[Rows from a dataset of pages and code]
========
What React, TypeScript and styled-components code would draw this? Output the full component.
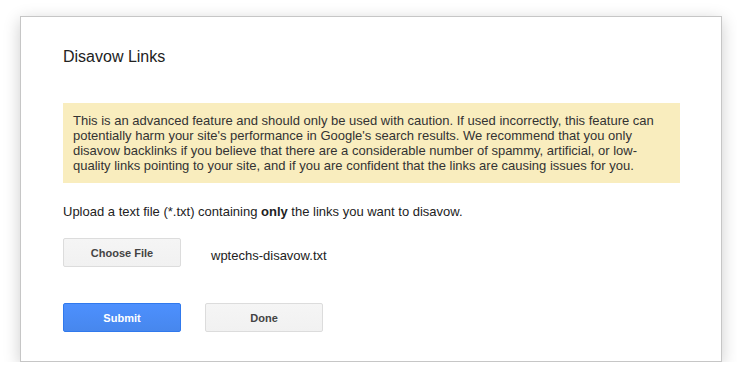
import styled, { createGlobalStyle } from 'styled-components';

const GlobalStyle = createGlobalStyle`
  html, body {
    margin: 0;
    padding: 0;
    background: #ffffff;
  }
  body {
    font-family: Arial, "Liberation Sans", sans-serif;
  }
`;

const Page = styled.div`
  padding: 16px 0 0 20px;
`;

const Dialog = styled.div`
  box-sizing: border-box;
  width: 702px;
  padding: 31px 41px 29px 42px;
  background: #ffffff;
  border: 1px solid #c6c6c6;
  box-shadow: 0 4px 16px rgba(0, 0, 0, 0.2);
`;

const Title = styled.h2`
  margin: 0;
  font-size: 16px;
  line-height: 18px;
  font-weight: normal;
  color: #222222;
`;

const Notice = styled.div`
  margin-top: 37px;
  padding: 10px;
  background: #f9edbe;
  font-size: 13px;
  line-height: 15px;
  color: #333333;
`;

const Instructions = styled.p`
  margin: 21px 0 0;
  font-size: 13px;
  line-height: 15px;
  color: #222222;
`;

const FileRow = styled.div`
  display: flex;
  align-items: flex-start;
  gap: 30px;
  margin-top: 19px;
`;

const FileName = styled.span`
  padding-top: 10px;
  font-size: 13px;
  line-height: 15px;
  color: #222222;
`;

const Actions = styled.div`
  display: flex;
  gap: 24px;
  margin-top: 36px;
`;

const Button = styled.button<{ $primary?: boolean }>`
  box-sizing: border-box;
  width: 118px;
  height: 29px;
  padding: 0 8px;
  border-radius: 2px;
  font-family: Arial, "Liberation Sans", sans-serif;
  font-size: 11px;
  font-weight: bold;
  cursor: pointer;
  border: 1px solid ${({ $primary }) => ($primary ? '#3079ed' : '#dcdcdc')};
  color: ${({ $primary }) => ($primary ? '#ffffff' : '#444444')};
  background: ${({ $primary }) =>
    $primary
      ? 'linear-gradient(#4d90fe, #4787ed)'
      : 'linear-gradient(#f5f5f5, #f1f1f1)'};
`;

export default function App() {
  return (
    <Page>
      <GlobalStyle />
      <Dialog>
        <Title>Disavow Links</Title>
        <Notice>
          This is an advanced feature and should only be used with caution. If used
          incorrectly, this feature can potentially harm your site's performance in
          Google's search results. We recommend that you only disavow backlinks if you
          believe that there are a considerable number of spammy, artificial, or
          low-quality links pointing to your site, and if you are confident that the
          links are causing issues for you.
        </Notice>
        <Instructions>
          Upload a text file (*.txt) containing <b>only</b> the links you want to disavow.
        </Instructions>
        <FileRow>
          <Button>Choose File</Button>
          <FileName>wptechs-disavow.txt</FileName>
        </FileRow>
        <Actions>
          <Button $primary>Submit</Button>
          <Button>Done</Button>
        </Actions>
      </Dialog>
    </Page>
  );
}
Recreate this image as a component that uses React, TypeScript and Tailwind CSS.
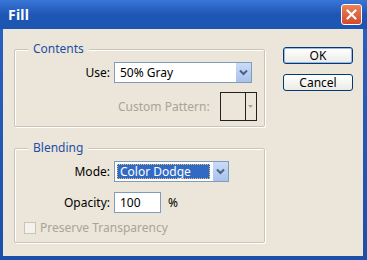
import React from "react";

const font = { fontFamily: "'Noto Sans', 'DejaVu Sans', sans-serif" };

function Chevron() {
  return (
    <svg width="9" height="7" viewBox="0 0 9 7">
      <path d="M1 1.5 L4.5 5 L8 1.5" stroke="#4d6185" strokeWidth="2" fill="none" />
    </svg>
  );
}

function DropBtn() {
  return (
    <div className="w-[16px] h-full flex items-center justify-center bg-gradient-to-b from-[#c9dbf7] to-[#a9c2ec] border-l border-white">
      <Chevron />
    </div>
  );
}

export default function App() {
  return (
    <div
      className="w-[367px] h-[260px] flex flex-col bg-gradient-to-b from-[#2a62c4] to-[#1d4fa8] overflow-hidden text-[12px] text-black"
      style={font}
    >
      {/* Title bar */}
      <div className="h-[29px] flex items-center justify-between pl-[8px] pr-[5px] bg-gradient-to-b from-[#3a76d8] via-[#1e56b4] to-[#1c55b2]">
        <span className="text-white font-bold text-[14px] leading-none tracking-[0.2px]">Fill</span>
        <div className="w-[21px] h-[21px] rounded-[3px] border border-white bg-gradient-to-b from-[#e8835a] to-[#d4472a] flex items-center justify-center">
          <svg width="11" height="11" viewBox="0 0 11 11">
            <path d="M1.5 1.5 L9.5 9.5 M9.5 1.5 L1.5 9.5" stroke="white" strokeWidth="2.2" strokeLinecap="round" />
          </svg>
        </div>
      </div>

      {/* Body */}
      <div className="flex-1 ml-[3px] mr-[4px] mb-[4px] bg-[#ebe6d9] flex pl-[11px] pt-[20px]">
        {/* Left column */}
        <div className="w-[251px] flex flex-col">
          {/* Contents group */}
          <div className="relative h-[78px] border border-[#c9c5b8] shadow-[inset_1px_1px_0_#fff,1px_1px_0_#fff] rounded-[2px]">
            <span className="absolute -top-[9px] left-[13px] px-[5px] bg-[#ebe6d9] text-[#1f4ea6] leading-[16px]">Contents</span>
            <div className="flex items-center mt-[12px]">
              <span className="w-[99px] text-right pr-[4px] leading-none">Use:</span>
              <div className="w-[138px] h-[21px] border border-[#7f9db9] bg-white flex items-center">
                <span className="flex-1 pl-[5px] leading-none">50% Gray</span>
                <DropBtn />
              </div>
            </div>
            <div className="flex items-center mt-[9px] ml-[103px]">
              <span className="text-[#a8a499] leading-none">Custom Pattern:</span>
              <div className="ml-[10px] w-[37px] h-[29px] border border-[#222] flex">
                <div className="flex-1" />
                <div className="w-[11px] border-l border-[#222] flex items-center justify-center">
                  <svg width="5" height="3" viewBox="0 0 5 3"><path d="M0 0 L5 0 L2.5 3 Z" fill="#a8a499" /></svg>
                </div>
              </div>
            </div>
          </div>

          {/* Blending group */}
          <div className="relative mt-[21px] h-[95px] border border-[#c9c5b8] shadow-[inset_1px_1px_0_#fff,1px_1px_0_#fff] rounded-[2px]">
            <span className="absolute -top-[9px] left-[13px] px-[5px] bg-[#ebe6d9] text-[#1f4ea6] leading-[16px]">Blending</span>
            <div className="flex items-center mt-[12px]">
              <span className="w-[99px] text-right pr-[4px] leading-none">Mode:</span>
              <div className="w-[115px] h-[21px] border border-[#7f9db9] bg-white flex items-center">
                <div className="flex-1 h-full p-[2px]">
                  <div className="h-full bg-[#316ac5] outline-1 outline-dotted outline-[#f0c070] -outline-offset-1 text-white flex items-center pl-[3px] leading-none">
                    Color Dodge
                  </div>
                </div>
                <DropBtn />
              </div>
            </div>
            <div className="flex items-center mt-[10px]">
              <span className="w-[99px] text-right pr-[4px] leading-none">Opacity:</span>
              <div className="w-[47px] h-[21px] border border-[#7f9db9] bg-white flex items-center pl-[5px] leading-none">100</div>
              <span className="ml-[7px] leading-none">%</span>
            </div>
            <div className="flex items-center mt-[9px] ml-[9px]">
              <div className="w-[12px] h-[12px] border border-[#c8c4b8] bg-[#f4f2ea]" />
              <span className="ml-[4px] text-[#a8a499] leading-none">Preserve Transparency</span>
            </div>
          </div>
        </div>

        {/* Buttons */}
        <div className="ml-[18px] w-[70px] flex flex-col pt-[-2px] -mt-[2px]">
          <div className="h-[17px] rounded-[3px] border border-[#003c74] shadow-[inset_0_0_0_1px_#9db7e8] bg-gradient-to-b from-white to-[#ecebe6] flex items-center justify-center leading-none">
            OK
          </div>
          <div className="mt-[10px] h-[17px] rounded-[3px] border border-[#003c74] bg-gradient-to-b from-white to-[#ecebe6] flex items-center justify-center leading-none">
            Cancel
          </div>
        </div>
      </div>
    </div>
  );
}
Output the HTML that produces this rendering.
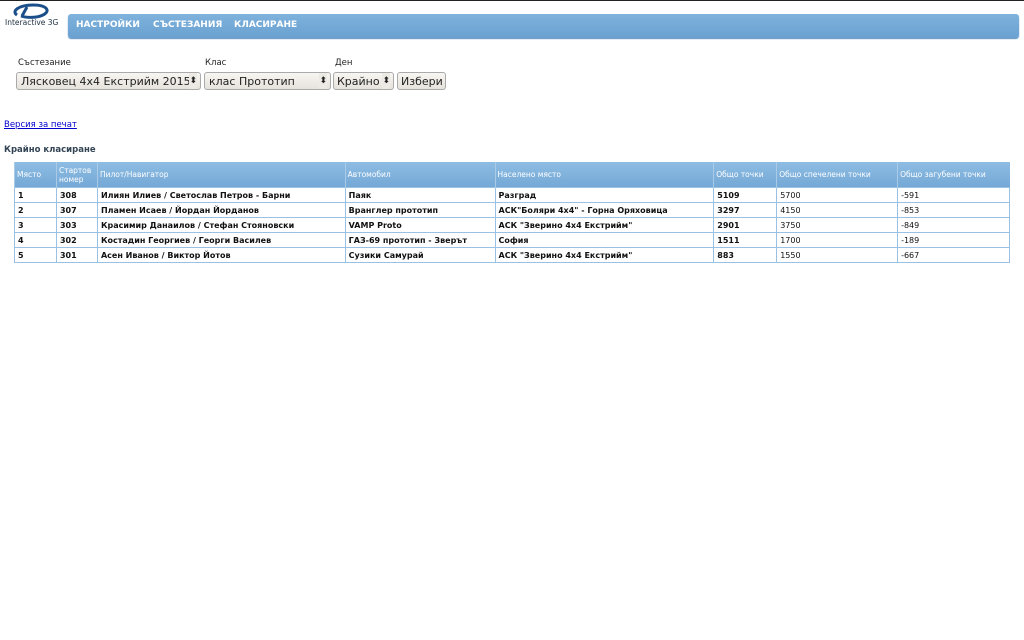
<!DOCTYPE html>
<html><head><meta charset="utf-8"><style>
body{margin:0;width:1024px;height:640px;background:#fff;font-family:"DejaVu Sans","Liberation Sans",sans-serif;position:relative;overflow:hidden;border-top:1px solid #222;box-sizing:border-box}
.nav{position:absolute;left:68px;top:13px;width:951px;height:24px;border-radius:3px;background:linear-gradient(#7fb2dc,#6aa1d1);box-shadow:0 1px 1px #5a8fbf}
.nav span{position:absolute;top:6px;color:#fff;font-weight:bold;font-size:9px}
.logo{position:absolute;left:5px;top:2px;width:55px}
.logo .t{position:absolute;left:0;top:15px;font-size:7.5px;color:#234;white-space:nowrap}
.lbl{position:absolute;top:57px;font-size:8.5px;color:#222}
.sel{position:absolute;top:71px;height:18px;border:1px solid #aaa;border-radius:3px;background:linear-gradient(#f8f6f2,#e6e2dc);font-size:11px;line-height:17px;padding-left:4px;box-sizing:border-box;color:#222;white-space:nowrap;overflow:hidden}
.sel i{position:absolute;right:3px;top:0;font-style:normal;font-size:9px;background:#ede9e4}
a{position:absolute;left:4px;top:119px;font-size:8.5px;color:#00c}
h3{position:absolute;left:4px;top:144px;margin:0;font-size:8.5px;color:#345}
table{position:absolute;left:14px;top:161px;width:996px;border-collapse:collapse;font-size:8px}
th{background:linear-gradient(#8ebde3,#74a8d6);color:#fff;font-weight:normal;text-align:left;height:25px;padding:0 2px;border-left:1px solid #a9cbe8;font-size:7.5px;line-height:9px}
td{height:14px;padding:0 3px;border:1px solid #9bc1e2;color:#111;font-weight:bold}
td.n{font-weight:normal}
</style></head><body>
<div class="logo"><svg width="50" height="16" viewBox="0 0 50 16"><path d="M12 12 C6 8 14 2 28 2 C42 2 46 8 38 12 C32 15 22 15 16 13" fill="none" stroke="#1b4f8a" stroke-width="3"/><path d="M22 4 L17 13" stroke="#1b4f8a" stroke-width="3"/></svg><div class="t">Interactive 3G</div></div>
<div class="nav"><span style="left:8px">НАСТРОЙКИ</span><span style="left:85px">СЪСТЕЗАНИЯ</span><span style="left:166px">КЛАСИРАНЕ</span></div>
<div class="lbl" style="left:18px">Състезание</div>
<div class="lbl" style="left:205px">Клас</div>
<div class="lbl" style="left:335px">Ден</div>
<div class="sel" style="left:16px;width:185px">Лясковец 4x4 Екстрийм 2015<i>⬍</i></div>
<div class="sel" style="left:204px;width:127px">клас Прототип<i>⬍</i></div>
<div class="sel" style="left:333px;width:61px;padding-left:3px">Крайно<i>⬍</i></div>
<div class="sel" style="left:397px;width:49px;padding-left:3px">Избери</div>
<a href="#">Версия за печат</a>
<h3>Крайно класиране</h3>
<table>
<colgroup><col style="width:42px"><col style="width:41px"><col style="width:248px"><col style="width:150px"><col style="width:219px"><col style="width:63px"><col style="width:121px"><col style="width:112px"></colgroup>
<tr><th>Място</th><th>Стартов номер</th><th>Пилот/Навигатор</th><th>Автомобил</th><th>Населено място</th><th>Общо точки</th><th>Общо спечелени точки</th><th>Общо загубени точки</th></tr>
<tr><td>1</td><td>308</td><td>Илиян Илиев / Светослав Петров - Барни</td><td>Паяк</td><td>Разград</td><td>5109</td><td class="n">5700</td><td class="n">-591</td></tr>
<tr><td>2</td><td>307</td><td>Пламен Исаев / Йордан Йорданов</td><td>Вранглер прототип</td><td>АСК"Боляри 4x4" - Горна Оряховица</td><td>3297</td><td class="n">4150</td><td class="n">-853</td></tr>
<tr><td>3</td><td>303</td><td>Красимир Данаилов / Стефан Стояновски</td><td>VAMP Proto</td><td>АСК "Зверино 4x4 Екстрийм"</td><td>2901</td><td class="n">3750</td><td class="n">-849</td></tr>
<tr><td>4</td><td>302</td><td>Костадин Георгиев / Георги Василев</td><td>ГАЗ-69 прототип - Зверът</td><td>София</td><td>1511</td><td class="n">1700</td><td class="n">-189</td></tr>
<tr><td>5</td><td>301</td><td>Асен Иванов / Виктор Йотов</td><td>Сузики Самурай</td><td>АСК "Зверино 4x4 Екстрийм"</td><td>883</td><td class="n">1550</td><td class="n">-667</td></tr>
</table>
</body></html>
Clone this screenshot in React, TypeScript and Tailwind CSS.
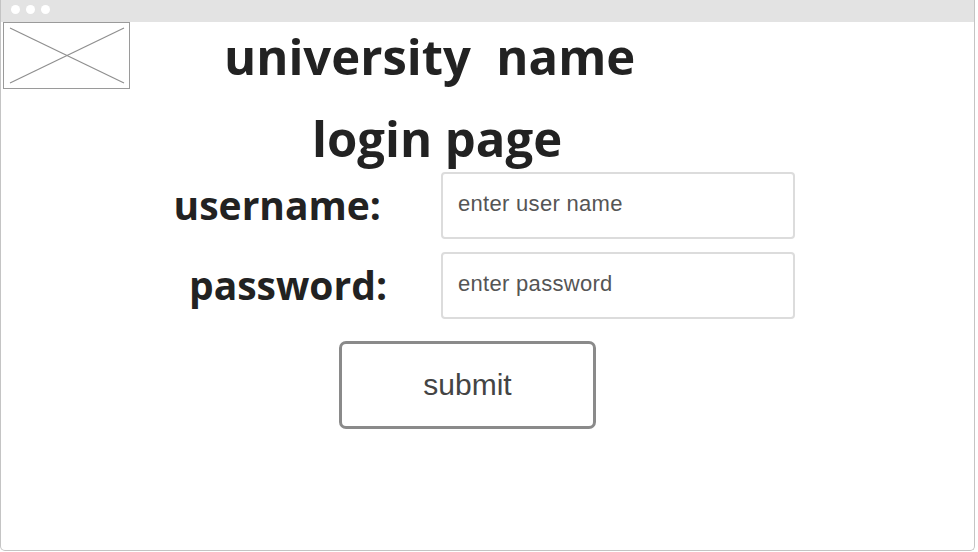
========
What this task involves - Track down every line of the material containing the string "TypeScript", and copy it.

Exercise solution -
What React, TypeScript and styled-components code would draw this? Output the full component.
Recreate this image as a component that uses React, TypeScript and Tailwind CSS.
Clone this screenshot in React, TypeScript and Tailwind CSS.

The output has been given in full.